Wednesday, May 14, 2014

Twain in Berlin

With a title like A Tramp in Berlin: New Mark Twain Stories & an Account of Twain's Berlin Adventures, it's a little hard to know what you're getting. Even after one reads it, the book isn't easy to describe.

Mark Twain's long visit to Berlin with his family, beginning in the fall of 1891, lies at the center of the slim new book. Most of the text consists of Adreas Austilat's description of Twain's "Berlin adventures." Three newspaper articles, all written near the time of Twain's arrival in Berlin, are also included. And then there are the "new Mark Twain stories," which are the reason most readers will pick up this book in the first place.

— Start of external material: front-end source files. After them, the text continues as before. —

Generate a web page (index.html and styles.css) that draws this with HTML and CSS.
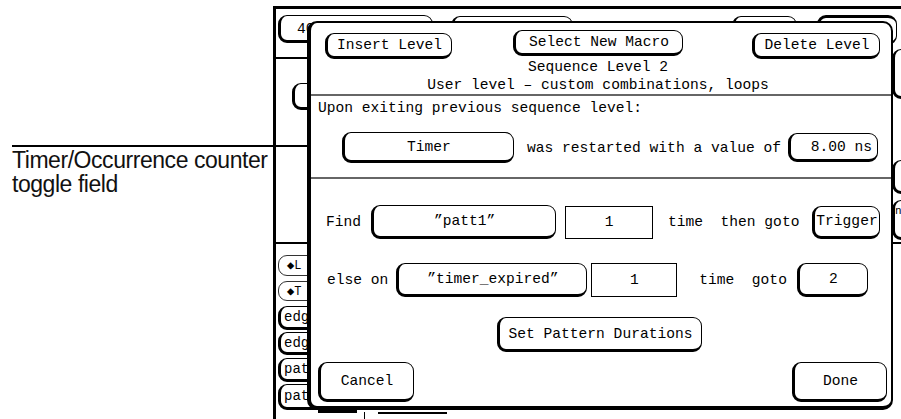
FILE: index.html
```html
<!DOCTYPE html>
<html>
<head>
<meta charset="utf-8">
<link rel="stylesheet" href="styles.css">
</head>
<body>
<div class="page">
  <div class="callout">
    <p class="callout-text">Timer/Occurrence counter<br>toggle field</p>
  </div>
  <div class="screen">
    <div class="topbar">
      <div class="sbtn tb1">40 ns/div</div>
      <div class="sbtn tb2"></div>
      <div class="sbtn tb3"></div>
      <div class="sbtn tb4"></div>
    </div>
    <div class="panel">
      <div class="sbtn pbtn"></div>
      <div class="rightstack">
        <div class="sbtn r1"></div>
        <div class="sbtn r2"></div>
        <div class="sbtn r3">n</div>
      </div>
    </div>
    <div class="lower">
      <div class="sidelist">
        <div class="sbtn side thin s1">◆L</div>
        <div class="sbtn side thin s2">◆T</div>
        <div class="sbtn side s3">edg</div>
        <div class="sbtn side s4">edg</div>
        <div class="sbtn side s5">pat</div>
        <div class="sbtn side s6">pat</div>
      </div>
      <div class="lower-main">
        <div class="strip">
          <div class="fa"></div>
          <div class="fb"></div>
          <div class="fc"></div>
        </div>
      </div>
    </div>
  </div>
  <div class="callout-line"></div>
  <div class="dialog">
    <div class="head">
      <div class="btn btn-insert">Insert Level</div>
      <div class="btn btn-select">Select New Macro</div>
      <div class="btn btn-delete">Delete Level</div>
      <div class="title title1">Sequence Level 2</div>
      <div class="title">User level – custom combinations, loops</div>
    </div>
    <div class="rule"></div>
    <div class="sec1">
      <div class="upon">Upon exiting previous sequence level:</div>
      <div class="timer-row">
        <div class="btn btn-timer">Timer</div>
        <span class="restart">was restarted with a value of</span>
        <div class="btn btn-ns">8.00 ns</div>
      </div>
    </div>
    <div class="rule"></div>
    <div class="sec2">
      <div class="row find-row">
        <span>Find</span>
        <div class="btn btn-patt">”patt1”</div>
        <div class="box box1">1</div>
        <span class="lbl lbl1">time  then goto</span>
        <div class="btn btn-trigger">Trigger</div>
      </div>
      <div class="row else-row">
        <span>else on</span>
        <div class="btn btn-expired">”timer_expired”</div>
        <div class="box box2">1</div>
        <span class="lbl lbl2">time  goto</span>
        <div class="btn btn-two">2</div>
      </div>
      <div class="btn btn-durations">Set Pattern Durations</div>
      <div class="row bottom-row">
        <div class="btn btn-cancel">Cancel</div>
        <div class="btn btn-done">Done</div>
      </div>
    </div>
  </div>
</div>
</body>
</html>
```

FILE: styles.css
```css
* { box-sizing: border-box; }
html, body { margin: 0; padding: 0; background: #fff; }
body { width: 901px; height: 419px; overflow: hidden; }

.page {
  position: relative;
  display: flex;
  width: 901px;
  height: 419px;
  overflow: hidden;
  font-family: "Liberation Mono", "DejaVu Sans Mono", monospace;
  font-size: 14.6px;
  color: #000;
}

/* callout annotation */
.callout { width: 273px; flex-shrink: 0; padding: 148px 0 0 12px; }
.callout-text {
  margin: 0;
  font-family: "Liberation Sans Narrow", "Liberation Sans", sans-serif;
  font-size: 23px;
  letter-spacing: -0.45px;
  line-height: 24px;
  color: #111;
  white-space: nowrap;
}
.callout-line {
  position: absolute;
  left: 12px;
  top: 145px;
  width: 345px;
  height: 2px;
  background: #000;
}

/* background screen */
.screen {
  flex: 1;
  min-width: 0;
  margin-top: 6px;
  border-top: 3px solid #000;
  border-left: 3px solid #000;
  display: flex;
  flex-direction: column;
  overflow: hidden;
}
.sbtn {
  border: 1.5px solid #000;
  border-left-width: 3px;
  border-bottom-width: 3px;
  border-radius: 9px;
  background: #fff;
  white-space: pre;
  overflow: hidden;
  flex-shrink: 0;
}
.topbar { display: flex; align-items: flex-start; height: 48px; padding-top: 6px; flex-shrink: 0; }
.tb1 { margin-left: 2px; width: 155px; height: 28px; padding: 4px 0 0 16px; line-height: 18px; }
.tb2 { margin-left: 18px; width: 122px; height: 28px; margin-top: 1px; }
.tb3 { margin-left: 159px; width: 65px; height: 28px; margin-top: 1px; }
.tb4 { margin-left: 20px; width: 80px; height: 30px; border-top-width: 3px; }

.panel {
  display: flex;
  justify-content: space-between;
  align-items: flex-start;
  height: 187px;
  border-top: 2px solid #000;
  border-bottom: 2px solid #000;
  flex-shrink: 0;
}
.pbtn { margin: 24px 0 0 16px; width: 60px; height: 27px; }
.rightstack { width: 9px; flex-shrink: 0; display: flex; flex-direction: column; }
.rightstack .sbtn { width: 40px; }
.r1 { margin-top: -10px; height: 50px; }
.r2 { margin-top: 61px; height: 34px; }
.r3 { margin-top: 6px; height: 40px; padding: 3px 0 0 0; line-height: 14px; font-size: 11px; }

.lower { display: flex; flex: 1; }
.sidelist { width: 40px; flex-shrink: 0; display: flex; flex-direction: column; padding: 11px 0 0 2px; }
.side { width: 60px; padding-left: 3px; display: flex; align-items: center; font-size: 14px; }
.side.thin { border-width: 1px; border-color: #333; padding-left: 8px; font-size: 12px; }
.s1 { height: 21px; }
.s2 { height: 20px; margin-top: 5px; }
.s3 { height: 24px; margin-top: 5px; }
.s4 { height: 23px; margin-top: 2px; }
.s5 { height: 24px; margin-top: 3px; }
.s6 { height: 26px; margin-top: 2px; }

.lower-main { flex: 1; }
.strip { display: flex; align-items: flex-start; margin-top: 166px; }
.fa { margin-left: 2px; width: 39px; height: 3px; background: #000; }
.fb { margin: 2px 0 0 7px; width: 1px; height: 8px; background: #000; }
.fc { margin: 2px 0 0 13px; width: 69px; height: 2px; background: #000; }

/* dialog */
.dialog {
  position: absolute;
  left: 307px;
  top: 21px;
  width: 586px;
  height: 389px;
  border: 2px solid #000;
  border-left-width: 4px;
  border-bottom-width: 4px;
  border-radius: 10px;
  background: #fff;
  display: flex;
  flex-direction: column;
}
.btn {
  display: flex;
  align-items: center;
  justify-content: center;
  border: 1.5px solid #000;
  border-left-width: 3px;
  border-bottom-width: 3px;
  border-radius: 9px;
  background: #fff;
  white-space: pre;
  flex-shrink: 0;
}
.box {
  display: flex;
  align-items: center;
  justify-content: center;
  border: 1.5px solid #000;
  flex-shrink: 0;
}

.head { display: grid; grid-template-columns: 1fr auto 1fr; padding: 7px 11px 0 14px; }
.btn-insert { justify-self: start; margin-top: 3px; width: 127px; height: 26px; }
.btn-select { width: 170px; height: 26px; margin-right: 9px; }
.btn-delete { justify-self: end; margin-top: 3px; width: 128px; height: 26px; }
.title { grid-column: 1 / -1; text-align: center; line-height: 18px; padding-right: 9px; white-space: pre; }
.title1 { margin-top: -1px; }

.rule { height: 2px; background: #666; flex-shrink: 0; }

.sec1 { height: 81px; padding: 3px 13px 0 7px; flex-shrink: 0; }
.upon { line-height: 18px; }
.timer-row { display: flex; align-items: center; margin-top: 15px; }
.btn-timer { margin-left: 24px; width: 172px; height: 31px; }
.restart { margin-left: 13px; white-space: pre; }
.btn-ns { margin-left: auto; width: 90px; height: 29px; justify-content: flex-end; padding-right: 5px; }

.sec2 { display: flex; flex-direction: column; padding-top: 26px; }
.row { display: flex; align-items: center; height: 34px; white-space: pre; }
.find-row { padding-left: 15px; }
.btn-patt { margin-left: 10px; width: 185px; height: 34px; }
.box1 { margin-left: 9px; width: 88px; height: 33px; }
.lbl1 { margin-left: 15px; }
.btn-trigger { margin-left: auto; margin-right: 11px; width: 68px; height: 33px; }

.else-row { margin-top: 24px; padding-left: 16px; }
.btn-expired { margin-left: 8px; width: 191px; height: 34px; }
.box2 { margin-left: 4px; width: 86px; height: 34px; }
.lbl2 { margin-left: 22px; }
.btn-two { margin-left: auto; margin-right: 23px; width: 71px; height: 34px; }

.btn-durations { margin: 20px 0 0 186px; width: 205px; height: 35px; }
.bottom-row { margin-top: 10px; height: 40px; }
.btn-cancel { margin-left: 7px; width: 96px; height: 40px; }
.btn-done { margin-left: auto; margin-right: 4px; width: 95px; height: 40px; }
```
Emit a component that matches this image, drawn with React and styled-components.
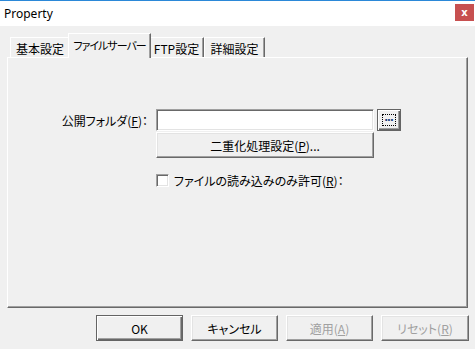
import styled, { createGlobalStyle, css } from 'styled-components'

const GlobalStyle = createGlobalStyle`
  html, body { margin: 0; padding: 0; background: #f0f0f0; }
  body {
    font-family: "Noto Sans CJK JP", "Liberation Sans", sans-serif;
    font-size: 12px;
    color: #000;
  }
`

const jp = css`
  font-family: "Noto Sans CJK JP", "Liberation Sans", sans-serif;
  font-feature-settings: "palt";
  font-size: 12px;
`

const Window = styled.div`
  width: 475px;
  height: 349px;
  display: flex;
  flex-direction: column;
  background: #f0f0f0;
  overflow: hidden;
`

const TitleBar = styled.div`
  height: 25px;
  border-top: 1px solid #2b88d8;
  background: #fff;
  display: flex;
  align-items: center;
  justify-content: space-between;
  padding: 0 1px 0 4px;
`

const Title = styled.span`
  font-family: "Noto Sans", "Liberation Sans", sans-serif;
  font-size: 12px;
  color: #000;
`

const CloseBtn = styled.div`
  width: 19px;
  height: 17px;
  margin-top: -3px;
  background: #c75050;
  color: #fff;
  font-family: "DejaVu Sans", sans-serif;
  font-weight: bold;
  font-size: 10px;
  display: flex;
  align-items: center;
  justify-content: center;
`

const Body = styled.div`
  flex: 1;
  display: flex;
  flex-direction: column;
  padding: 7px 7px 8px 7px;
`

const TabStrip = styled.div`
  height: 24px;
  display: flex;
  align-items: flex-end;
  padding-left: 3px;
`

const Tab = styled.div`
  ${jp}
  position: relative;
  box-sizing: border-box;
  width: ${p => p.$w}px;
  height: 20px;
  display: flex;
  align-items: center;
  justify-content: center;
  padding-top: 1px;
  background: #f0f0f0;
  border-top: 1px solid #fff;
  border-left: 1px solid #fff;
  border-right: 1px solid #696969;
  box-shadow: inset -1px 0 #a0a0a0;
  white-space: nowrap;
  ${p => p.$tight && css`
    font-size: 11px;
    letter-spacing: -1px;
  `}
  ${p => p.$active && css`
    width: ${p.$w + 4}px;
    height: 25px;
    margin: 0 -2px -1px -2px;
    padding: 0 0 3px 0;
    z-index: 2;
  `}
`

const Panel = styled.div`
  height: 251px;
  box-sizing: border-box;
  border-top: 1px solid #fff;
  border-left: 1px solid #fff;
  border-right: 1px solid #696969;
  border-bottom: 1px solid #696969;
  box-shadow: inset -1px -1px #a0a0a0;
  padding-top: 51px;
`

const Form = styled.div`
  display: grid;
  grid-template-columns: 148px 218px 27px;
  align-items: center;
`

const Label = styled.label`
  ${jp}
  text-align: right;
  padding-right: 8px;
  white-space: nowrap;
`

const Mn = styled.u`
  text-decoration: underline;
  text-underline-offset: 1px;
`

const TextField = styled.div`
  height: 22px;
  box-sizing: border-box;
  background: #fff;
  border: 1px solid;
  border-color: #a0a0a0 #fff #fff #a0a0a0;
  box-shadow: inset 1px 1px #696969, inset -1px -1px #e3e3e3;
`

const raised = css`
  border: 1px solid;
  border-color: #fff #696969 #696969 #fff;
  box-shadow: inset -1px -1px #a0a0a0, inset 1px 1px #e3e3e3;
`

const defaultRaised = css`
  border: 1px solid #646464;
  box-shadow: inset 1px 1px #fff, inset -1px -1px #696969, inset -2px -2px #a0a0a0;
`

const Button = styled.div`
  ${jp}
  box-sizing: border-box;
  height: ${p => p.$h || 26}px;
  width: ${p => (p.$w ? `${p.$w}px` : 'auto')};
  display: flex;
  align-items: center;
  justify-content: center;
  background: #f0f0f0;
  color: ${p => (p.$disabled ? '#a0a0a0' : '#000')};
  white-space: nowrap;
  ${p => (p.$default ? defaultRaised : raised)}
`

const Browse = styled(Button)`
  margin-left: 3px;
  position: relative;
  font-family: "DejaVu Sans", sans-serif;
  font-size: 10px;
  font-weight: bold;
  line-height: 10px;
  letter-spacing: -1px;
  padding: 0 1px 4px 0;
  color: #1d3f7a;
`

const FocusRing = styled.span`
  position: absolute;
  inset: 4px;
  border: 1px dotted #000;
`

const DupButton = styled(Button)`
  grid-column: 2;
  margin-top: 1px;
`

const CheckRow = styled.div`
  ${jp}
  grid-column: 2 / 4;
  display: flex;
  align-items: center;
  gap: 5px;
  margin-top: 14px;
  white-space: nowrap;
`

const CheckBox = styled.span`
  width: 13px;
  height: 13px;
  box-sizing: border-box;
  background: #fff;
  border: 1px solid;
  border-color: #a0a0a0 #fff #fff #a0a0a0;
  box-shadow: inset 1px 1px #696969, inset -1px -1px #e3e3e3;
`

const ButtonRow = styled.div`
  display: flex;
  justify-content: flex-end;
  gap: 8px;
  margin-top: 7px;
  margin-right: -1px;
`

const tabs = [
  { label: '基本設定', w: 60 },
  { label: 'ファイルサーバー', w: 79, active: true, tight: true },
  { label: 'FTP設定', w: 55 },
  { label: '詳細設定', w: 61 },
]

export default function App() {
  return (
    <>
      <GlobalStyle />
      <Window>
        <TitleBar>
          <Title>Property</Title>
          <CloseBtn>x</CloseBtn>
        </TitleBar>
        <Body>
          <TabStrip>
            {tabs.map(t => (
              <Tab key={t.label} $w={t.w} $active={t.active} $tight={t.tight}>{t.label}</Tab>
            ))}
          </TabStrip>
          <Panel>
            <Form>
              <Label>公開フォルダ(<Mn>F</Mn>)：</Label>
              <TextField />
              <Browse $default $h={22} $w={24}>
                <FocusRing />
                ...
              </Browse>
              <DupButton>二重化処理設定(<Mn>P</Mn>)...</DupButton>
              <CheckRow>
                <CheckBox />
                <span>ファイルの読み込みのみ許可(<Mn>R</Mn>)：</span>
              </CheckRow>
            </Form>
          </Panel>
          <ButtonRow>
            <Button $default $w={87}>OK</Button>
            <Button $w={87}>キャンセル</Button>
            <Button $w={87} $disabled>適用(<Mn>A</Mn>)</Button>
            <Button $w={88} $disabled>リセット(<Mn>R</Mn>)</Button>
          </ButtonRow>
        </Body>
      </Window>
    </>
  )
}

These stories, which are stories more in the journalistic sense than the fictional sense (although with Twain, it was never easy to tell the difference), prove to be a mixed bag. The most entertaining of the four is one called "On Renting a Flat in Berlin," in which the American author describes, with his typical exaggeration, his difficulty in finding a suitable place for his family to live.Twain intended to sell this article for publication, but Austilat, a Berlin journalist, says it embarrassed Olivia, his wife, and she forbade it.

The second essay describes an imagined conversation with Satan about Twain's German stove, which he loved. Why Satan? Probably because he knows a thing or two about heat, although the fact that the author is pleased rather than tormented by the heat prevents the story from being as amusing as it might have been.

The least interesting piece is the opening chapter of a novel Twain intended to write about Wilhelmine, the sister of Frederick the Great. He was probably wise to abandon the project.

Finally we have something Twain wrote about Berlin for the Chicago Tribune, which was first published April 3, 1892. This sounds like Twain's typical travel writing, for which he is almost as well known as for his fiction.

The book offers numerous photographs and other illustrations, many of which show buildings in Berlin that didn't even exist at the time of Twain's visit. In fact, after more than a century and two world wars, very little of Berlin remains the same.

That Twain lived in Germany as much as he did and that he spoke German as well as he did may surprise many of his readers. That this book by and about one of America's greatest authors isn't more interesting will surprise many others.